In this atmosphere of uncertainty, what Masur reveals is, at least in Washington, D.C., a black community divided, sometimes bitterly about the issue of colonization and understandably so. Indeed, the five black clergy that met with Abraham Lincoln did so on behalf of an African-American leadership in the nation’s capital mostly distrustful of the President and colonization. They agreed, at the request of James Mitchell, the administration’s point man for colonization, to meet with Lincoln and hear him out, but according to Masur, “but not before they passed two resolutions expressing grave doubts about the entire enterprise. The first stated that it was ‘inexpedient, inauspicious, and impolitic’ to support emigration; the second expressed skepticism that delegates chosen at that meeting could represent ‘the interests of over four-and-a-half millions of our race.’”
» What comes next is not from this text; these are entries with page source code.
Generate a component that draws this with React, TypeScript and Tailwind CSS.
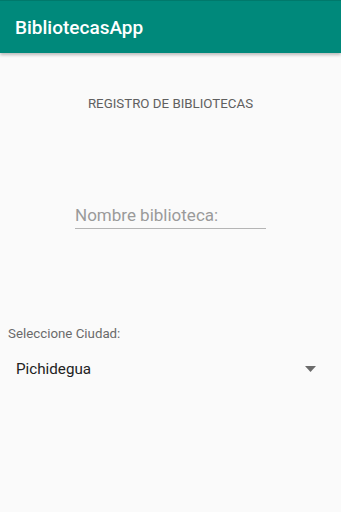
export default function App() {
  return (
    <div className="w-[341px] h-[512px] bg-[#fafafa] overflow-hidden" style={{ fontFamily: 'Roboto, "Noto Sans", sans-serif' }}>
      {/* Toolbar */}
      <div className="h-[53px] bg-[#00897b] border-t border-[#00796b] flex items-center px-[15px] shadow-[0_2px_3px_rgba(0,0,0,0.25)] relative">
        <span className="text-white text-[19px] font-medium leading-none">BibliotecasApp</span>
      </div>

      <div className="flex flex-col">
        <div className="pt-[44px] text-center text-[13.3px] text-[#5f5f5f] leading-none">REGISTRO DE BIBLIOTECAS</div>

        {/* Input */}
        <div className="mt-[94px] ml-[75px] w-[191px] border-b-[1.5px] border-[#b5b5b5] pb-0">
          <span className="text-[17px] text-[#9a9a9a] leading-none">Nombre biblioteca:</span>
        </div>

        <div className="mt-[98px] ml-[8px] text-[13.3px] text-[#6a6a6a] leading-none">Seleccione Ciudad:</div>

        {/* Spinner */}
        <div className="mt-[21px] ml-[16px] mr-[25px] flex items-center justify-between">
          <span className="text-[15.2px] text-[#222] leading-none">Pichidegua</span>
          <svg width="11" height="6" viewBox="0 0 11 6">
            <path d="M0 0 L11 0 L5.5 6 Z" fill="#6b6b6b" />
          </svg>
        </div>
      </div>
    </div>
  );
}
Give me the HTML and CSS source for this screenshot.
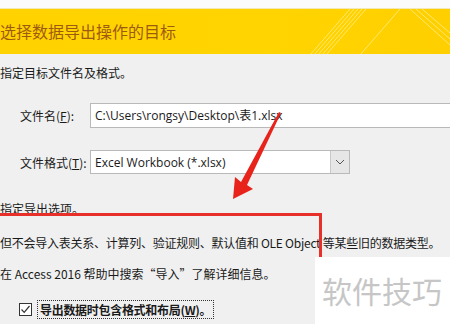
FILE: index.html
```html
<!DOCTYPE html>
<html lang="zh-CN">
<head>
    <meta charset="UTF-8">
    <meta name="viewport" content="width=device-width, initial-scale=1.0">
    <title>导出 - Excel 电子表格</title>
    <link rel="stylesheet" href="styles.css">
</head>
<body>
    <div class="top-strip"></div>
    <header class="banner">
        <h1>选择数据导出操作的目标</h1>
        <svg class="stripes" width="200" height="46" viewBox="0 0 200 46">
            <g stroke="#fff3a0" stroke-width="1" opacity="0.7">
                <line x1="60" y1="46" x2="100" y2="0"/>
                <line x1="64" y1="46" x2="104" y2="0"/>
                <line x1="68" y1="46" x2="108" y2="0"/>
                <line x1="72" y1="46" x2="112" y2="0"/>
                <line x1="76" y1="46" x2="116" y2="0"/>
                <line x1="110" y1="46" x2="150" y2="0"/>
                <line x1="160" y1="0" x2="200" y2="36"/>
                <line x1="166" y1="0" x2="200" y2="30"/>
                <line x1="172" y1="0" x2="200" y2="24"/>
            </g>
        </svg>
    </header>

    <main class="content">
        <p class="line first">指定目标文件名及格式。</p>

        <div class="field">
            <label>文件名(<u>F</u>):</label>
            <div class="input">C:\Users\rongsy\Desktop\表1.xlsx</div>
        </div>

        <div class="field second">
            <label>文件格式(<u>T</u>):</label>
            <div class="select">
                <span class="value">Excel Workbook (*.xlsx)</span>
                <span class="drop">
                    <svg width="10" height="6" viewBox="0 0 10 6"><path d="M1 1 L5 5 L9 1" fill="none" stroke="#555" stroke-width="1"/></svg>
                </span>
            </div>
        </div>

        <p class="line options">指定导出选项。</p>
        <p class="line note1">但不会导入表关系、计算列、验证规则、默认值和 OLE Object 等某些旧的数据类型。</p>
        <p class="line note2">在 Access 2016 帮助中搜索“导入”了解详细信息。</p>

        <div class="check">
            <span class="box">
                <svg width="11" height="11" viewBox="0 0 11 11"><path d="M1.5 5.5 L4.2 8.3 L9.5 2" fill="none" stroke="#333" stroke-width="1.2"/></svg>
            </span>
            <span class="check-label">导出数据时包含格式和布局(<u>W</u>)。</span>
        </div>
    </main>

    <div class="red-frame"></div>
    <svg class="arrow" width="450" height="324" viewBox="0 0 450 324">
        <polygon fill="#e8231b" points="281,113 247,185 253,189 233,199 235,177 241,182 279,112"/>
    </svg>
    <div class="watermark">软件技巧</div>
</body>
</html>
```

FILE: styles.css
```css
body { margin: 0; width: 450px; height: 324px; overflow: hidden; position: relative; background: #f0f0f0; font-family: "Noto Sans CJK SC", "Open Sans", sans-serif; font-size: 12px; color: #1a1a1a; }
.top-strip { height: 8px; background: #fbfbfb; border-bottom: 1px solid #f3e9b8; }
.banner { height: 45px; position: relative; overflow: hidden; background: linear-gradient(90deg, #ffd200 0%, #ffd400 60%, #ffcf00 100%); }
.banner h1 { margin: 0; font-size: 16px; font-weight: normal; line-height: 45px; color: #9e5a0f; }
.stripes { position: absolute; right: 0; top: 0; }
.content { padding: 0; }
.line { margin: 0; line-height: 18px; white-space: nowrap; }
.first { margin-top: 10px; }
.field { display: flex; align-items: center; margin-top: 21px; height: 25px; }
.field.second { margin-top: 22px; height: 24px; }
.field label { width: 70px; padding-left: 20px; font-size: 12px; white-space: nowrap; }
.input { flex: 1; height: 23px; border: 1px solid #b9b9b9; border-right: none; background: #fff; padding-left: 4px; line-height: 23px; font-family: "Open Sans", "Noto Sans CJK SC", sans-serif; font-size: 12px; white-space: nowrap; }
.select { width: 258px; height: 22px; border: 1px solid #b9b9b9; background: #fff; display: flex; align-items: center; }
.select .value { flex: 1; padding-left: 4px; font-family: "Open Sans", sans-serif; font-size: 12px; }
.drop { width: 18px; height: 22px; background: #e6e6e6; border-left: 1px solid #c8c8c8; display: flex; align-items: center; justify-content: center; }
.options { margin-top: 26px; }
.note1 { margin-top: 16px; letter-spacing: -0.25px; }
.note2 { margin-top: 13px; }
.check { display: flex; align-items: center; margin-top: 17px; padding-left: 19px; height: 19px; }
.box { width: 11px; height: 11px; border: 1px solid #333; background: #fff; display: flex; }
.check-label { margin-left: 5px; padding: 0 2px; border: 1px dotted #333; line-height: 17px; font-weight: bold; letter-spacing: -0.3px; }
.red-frame { position: absolute; left: 0; top: 213px; width: 319px; height: 108px; border-top: 3px solid #e8302a; border-right: 3px solid #e8302a; }
.arrow { position: absolute; left: 0; top: 0; }
.watermark { position: absolute; left: 315px; top: 257px; width: 135px; height: 67px; background: #fff; color: #c6c6c6; font-size: 30px; line-height: 67px; padding-left: 7px; box-sizing: border-box; }
```
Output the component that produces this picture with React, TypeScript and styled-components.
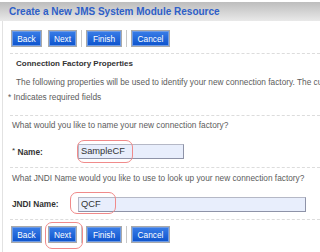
import React from "react";
import styled, { createGlobalStyle } from "styled-components";

const Global = createGlobalStyle`
  html, body { margin: 0; padding: 0; background: #fff; }
  body { font-family: "Liberation Sans", Arial, sans-serif; width: 320px; height: 252px; overflow: hidden; }
`;

const Page = styled.div`
  width: 320px;
  height: 252px;
  overflow: hidden;
  padding-top: 2px;
  box-sizing: border-box;
`;

const Header = styled.div`
  height: 19px;
  display: flex;
  align-items: center;
  padding-left: 9px;
  background: linear-gradient(#bdbdbd, #e9e9e9);
`;

const Title = styled.span`
  color: #2e5fc8;
  font-size: 10px;
  font-weight: bold;
  white-space: nowrap;
`;

const Body = styled.div`
  margin-left: 2px;
  border-left: 1px solid #e2e2e2;
  height: 240px;
  overflow: hidden;
`;

const ButtonBar = styled.div<{ $top: number }>`
  display: flex;
  align-items: center;
  gap: 4px;
  padding-left: 8px;
  padding-top: ${(p) => p.$top}px;
  height: 17px;
  & > :first-child { margin-right: 2px; }
`;

const Button = styled.div<{ $w: number }>`
  position: relative;
  width: ${(p) => p.$w}px;
  height: 17px;
  box-sizing: border-box;
  display: flex;
  align-items: center;
  justify-content: center;
  color: #fff;
  font-size: 8.3px;
  background: linear-gradient(#3a7ee8, #0c52cc);
  border: 1px solid #a9a9a9;
  box-shadow: inset 0 0 0 1px #6d9be6;
`;

const Divider = styled.div`
  width: 1px;
  height: 17px;
  background: #c8c8c8;
`;

const Dashed = styled.div<{ $top: number }>`
  margin-top: ${(p) => p.$top}px;
  margin-left: 7px;
  border-top: 1px dashed #dcdcdc;
`;

const SectionTitle = styled.div`
  margin-top: 4px;
  padding-left: 13px;
  font-size: 8px;
  font-weight: bold;
  color: #333;
  white-space: nowrap;
  line-height: 12px;
`;

const Text = styled.div<{ $top: number; $left: number }>`
  margin-top: ${(p) => p.$top}px;
  padding-left: ${(p) => p.$left}px;
  font-size: 8.3px;
  color: #5c5c5c;
  white-space: nowrap;
  line-height: 12px;
  overflow: hidden;
`;

const FieldRow = styled.div<{ $top: number }>`
  margin-top: ${(p) => p.$top}px;
  display: flex;
  align-items: center;
  padding-left: 9px;
  height: 16px;
`;

const Label = styled.div`
  width: 66px;
  font-size: 8.3px;
  font-weight: bold;
  color: #333;
  white-space: nowrap;
  sup { font-size: 8px; vertical-align: 2px; font-weight: normal; }
`;

const InputWrap = styled.div`
  position: relative;
`;

const Input = styled.div<{ $w: number }>`
  width: ${(p) => p.$w}px;
  height: 15px;
  box-sizing: border-box;
  background: #e8eefc;
  border: 1px solid #8e93a8;
  border-top-color: #b5b8c6;
  border-left-color: #b5b8c6;
  font-size: 9.3px;
  color: #333;
  padding-left: 2px;
  display: flex;
  align-items: center;
`;

const Ring = styled.div<{ $l: number; $t: number; $w: number; $h: number }>`
  position: absolute;
  left: ${(p) => p.$l}px;
  top: ${(p) => p.$t}px;
  width: ${(p) => p.$w}px;
  height: ${(p) => p.$h}px;
  border: 1px solid #f08a8a;
  border-radius: 7px;
  pointer-events: none;
  box-sizing: border-box;
`;

const Buttons = ({ top, ring }: { top: number; ring?: boolean }) => (
  <ButtonBar $top={top}>
    <Button $w={31}>Back</Button>
    <Button $w={29}>
      Next
      {ring && <Ring $l={-4} $t={-5} $w={38} $h={27} />}
    </Button>
    <Divider />
    <Button $w={36}>Finish</Button>
    <Divider />
    <Button $w={39}>Cancel</Button>
  </ButtonBar>
);

export default function App() {
  return (
    <Page>
      <Global />
      <Header>
        <Title>Create a New JMS System Module Resource</Title>
      </Header>
      <Body>
        <Buttons top={9} />
        <Dashed $top={6} />
        <SectionTitle>Connection Factory Properties</SectionTitle>
        <Text $top={6} $left={13}>
          The following properties will be used to identify your new connection factory. The current
        </Text>
        <Text $top={3} $left={5}>* Indicates required fields</Text>
        <Dashed $top={12} />
        <Text $top={3} $left={9}>What would you like to name your new connection factory?</Text>
        <FieldRow $top={12}>
          <Label>
            <sup>*</sup> Name:
          </Label>
          <InputWrap>
            <Input $w={106}>SampleCF</Input>
            <Ring $l={-1} $t={-4} $w={56} $h={23} />
          </InputWrap>
        </FieldRow>
        <Dashed $top={8} />
        <Text $top={4} $left={9}>What JNDI Name would you like to use to look up your new connection factory?</Text>
        <FieldRow $top={12}>
          <Label>JNDI Name:</Label>
          <InputWrap>
            <Input $w={228}>QCF</Input>
            <Ring $l={-8} $t={-5} $w={46} $h={22} />
          </InputWrap>
        </FieldRow>
        <Dashed $top={7} />
        <Buttons top={6} ring />
      </Body>
    </Page>
  );
}
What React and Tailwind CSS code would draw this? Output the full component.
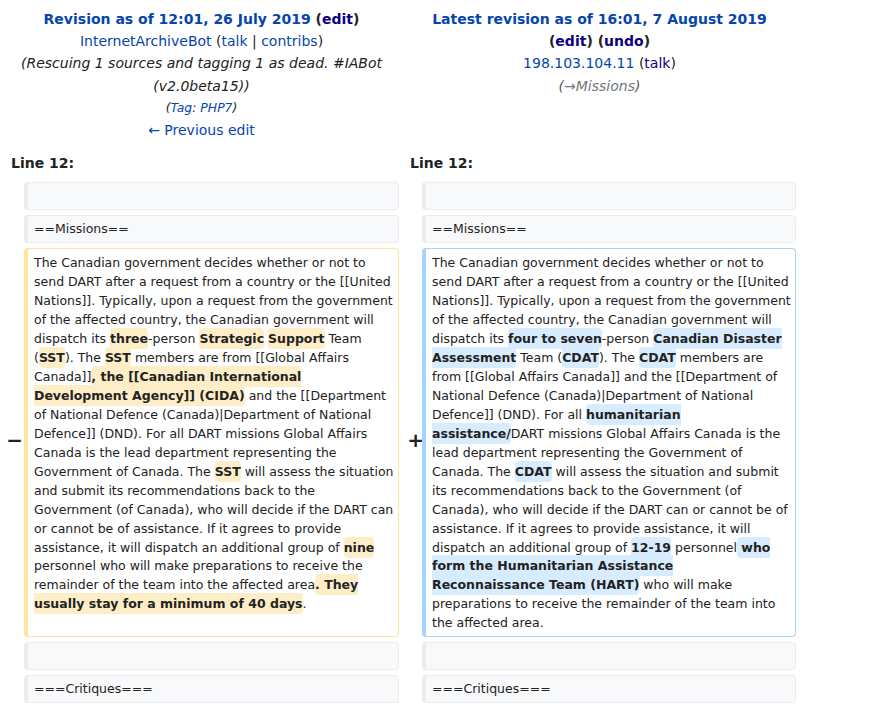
import React from "react";

const LINK = "text-[#0645ad]";
const VISITED = "text-[#0b0080]";

function Del({ children }) {
  return (
    <span className="bg-[#feeec8] font-bold rounded-[4px] py-[3px]">{children}</span>
  );
}

function Add({ children }) {
  return (
    <span className="bg-[#d8ecff] font-bold rounded-[4px] py-[3px]">{children}</span>
  );
}

function ContextBox({ text }) {
  return (
    <div className="h-[28px] bg-[#f8f9fa] border border-[#eaecf0] border-l-4 rounded-[4px] pl-[6px] pr-[6px] pt-[4px] leading-[18.95px] whitespace-nowrap">
      {text}
    </div>
  );
}

function Marker({ children, className = "" }) {
  return (
    <div className={`flex items-center justify-end pb-[6px] text-[20px] font-bold leading-none ${className}`}>
      {children}
    </div>
  );
}

export default function App() {
  return (
    <div className="w-[874px] h-[708px] overflow-hidden bg-white text-[#222] font-['DejaVu_Sans',sans-serif]">
      <div className="grid grid-cols-[24px_375px_23px_374px]">
        {/* revision headers */}
        <div className="col-span-2 pt-[8px] pl-[4px] text-center text-[14px] leading-[22.2px]">
          <div className="font-bold">
            <a className={LINK}>Revision as of 12:01, 26 July 2019</a>{" "}
            (<a className={VISITED}>edit</a>)
          </div>
          <div>
            <a className={LINK}>InternetArchiveBot</a> (<a className={LINK}>talk</a> |{" "}
            <a className={LINK}>contribs</a>)
          </div>
          <div className="italic">
            (Rescuing 1 sources and tagging 1 as dead. #IABot
            <br />
            (v2.0beta15))
          </div>
          <div className="italic text-[12.4px]">
            (<a className={LINK}>Tag</a>: <a className={LINK}>PHP7</a>)
          </div>
          <div>
            <a className={LINK}>← Previous edit</a>
          </div>
        </div>
        <div className="col-span-2 pt-[8px] pl-[4px] text-center text-[14px] leading-[22.2px]">
          <div className="font-bold">
            <a className={LINK}>Latest revision as of 16:01, 7 August 2019</a>
          </div>
          <div className="font-bold">
            (<a className={VISITED}>edit</a>) (<a className={VISITED}>undo</a>)
          </div>
          <div>
            <a className={LINK}>198.103.104.11</a> (<a className={VISITED}>talk</a>)
          </div>
          <div className="italic text-[#54595d]">
            (<span className="text-[#72777d]">→Missions</span>)
          </div>
        </div>

        {/* line numbers */}
        <div className="col-span-2 mt-[11px] pl-[11px] text-[14px] leading-[22px] font-bold">Line 12:</div>
        <div className="col-span-2 mt-[11px] pl-[11px] text-[14px] leading-[22px] font-bold">Line 12:</div>
      </div>

      <div className="mt-[8px] grid grid-cols-[24px_375px_23px_374px] gap-y-[5px] text-[12.5px] leading-[18.95px]">
        <div />
        <ContextBox text="" />
        <div />
        <ContextBox text="" />

        <div />
        <ContextBox text="==Missions==" />
        <div />
        <ContextBox text="==Missions==" />

        <Marker className="pr-[1px]">−</Marker>
        <div className="bg-white border border-[#ffe49c] border-l-4 rounded-[4px] pl-[6px] pr-[4px] pt-[5px] pb-[3px]">
          The Canadian government decides whether or not to<br />
          send DART after a request from a country or the [[United<br />
          Nations]]. Typically, upon a request from the government<br />
          of the affected country, the Canadian government will<br />
          dispatch its <Del>three</Del>-person <Del>Strategic</Del> <Del>Support</Del> Team<br />
          (<Del>SST</Del>). The <Del>SST</Del> members are from [[Global Affairs<br />
          Canada]]<Del>, the [[Canadian International <br />Development Agency]] (CIDA)</Del> and the [[Department<br />
          of National Defence (Canada)|Department of National<br />
          Defence]] (DND). For all DART missions Global Affairs<br />
          Canada is the lead department representing the<br />
          Government of Canada. The <Del>SST</Del> will assess the situation<br />
          and submit its recommendations back to the<br />
          Government (of Canada), who will decide if the DART can<br />
          or cannot be of assistance. If it agrees to provide<br />
          assistance, it will dispatch an additional group of <Del>nine</Del><br />
          personnel who will make preparations to receive the<br />
          remainder of the team into the affected area<Del>. They <br />usually stay for a minimum of 40 days</Del>.
        </div>
        <Marker className="-mr-[2px]">+</Marker>
        <div className="bg-white border border-[#a3d3ff] border-l-4 rounded-[4px] pl-[6px] pr-[4px] pt-[5px] pb-[3px]">
          The Canadian government decides whether or not to<br />
          send DART after a request from a country or the [[United<br />
          Nations]]. Typically, upon a request from the government<br />
          of the affected country, the Canadian government will<br />
          dispatch its <Add>four to seven</Add>-person <Add>Canadian Disaster <br />Assessment</Add> Team (<Add>CDAT</Add>). The <Add>CDAT</Add> members are<br />
          from [[Global Affairs Canada]] and the [[Department of<br />
          National Defence (Canada)|Department of National<br />
          Defence]] (DND). For all <Add>humanitarian <br />assistance/</Add>DART missions Global Affairs Canada is the<br />
          lead department representing the Government of<br />
          Canada. The <Add>CDAT</Add> will assess the situation and submit<br />
          its recommendations back to the Government (of<br />
          Canada), who will decide if the DART can or cannot be of<br />
          assistance. If it agrees to provide assistance, it will<br />
          dispatch an additional group of <Add>12-19</Add> personnel<Add> who <br />form the Humanitarian Assistance <br />Reconnaissance Team (HART)</Add> who will make<br />
          preparations to receive the remainder of the team into<br />
          the affected area.
        </div>

        <div />
        <ContextBox text="" />
        <div />
        <ContextBox text="" />

        <div />
        <ContextBox text="===Critiques===" />
        <div />
        <ContextBox text="===Critiques===" />
      </div>
    </div>
  );
}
In the end, the meeting between Lincoln and black leaders merely fed into existing divisions of African Americans in Washington, D.C. Kate Masur writes:
African Americans’ reaction was neither simple nor unified. Two days after the meeting, Edward Thomas, the chairman of the delegation, informed Lincoln that he had changed his mind and that he was interested in pursuing emigration to Chiriquí. As plans for a government-sponsored voyage got under way, one of Frederick Douglass’s sons sought to join the expedition. Hundreds of African-Americans from the Washington area volunteered to go, hoping to rebuild their lives far outside the ambit of slaveowners and the United States government. Many sold their belongings and moved out of their homes in preparation for the trip.
Both Kate Masur and Rick Beard finish by noting that in the sometimes acrimonious debate about colonization was essentially for nothing. The whole enterprise proved to be impractical for a variety of reasons, and African Americans with only a few exceptions were left by default to carve out a future for themselves in the United States. Masur adds, “But it is well to remember, also, how many white Americans rejected the idea of a multiracial nation and how many black Americans, recognizing the implications of that rejection, took steps to build their lives elsewhere.”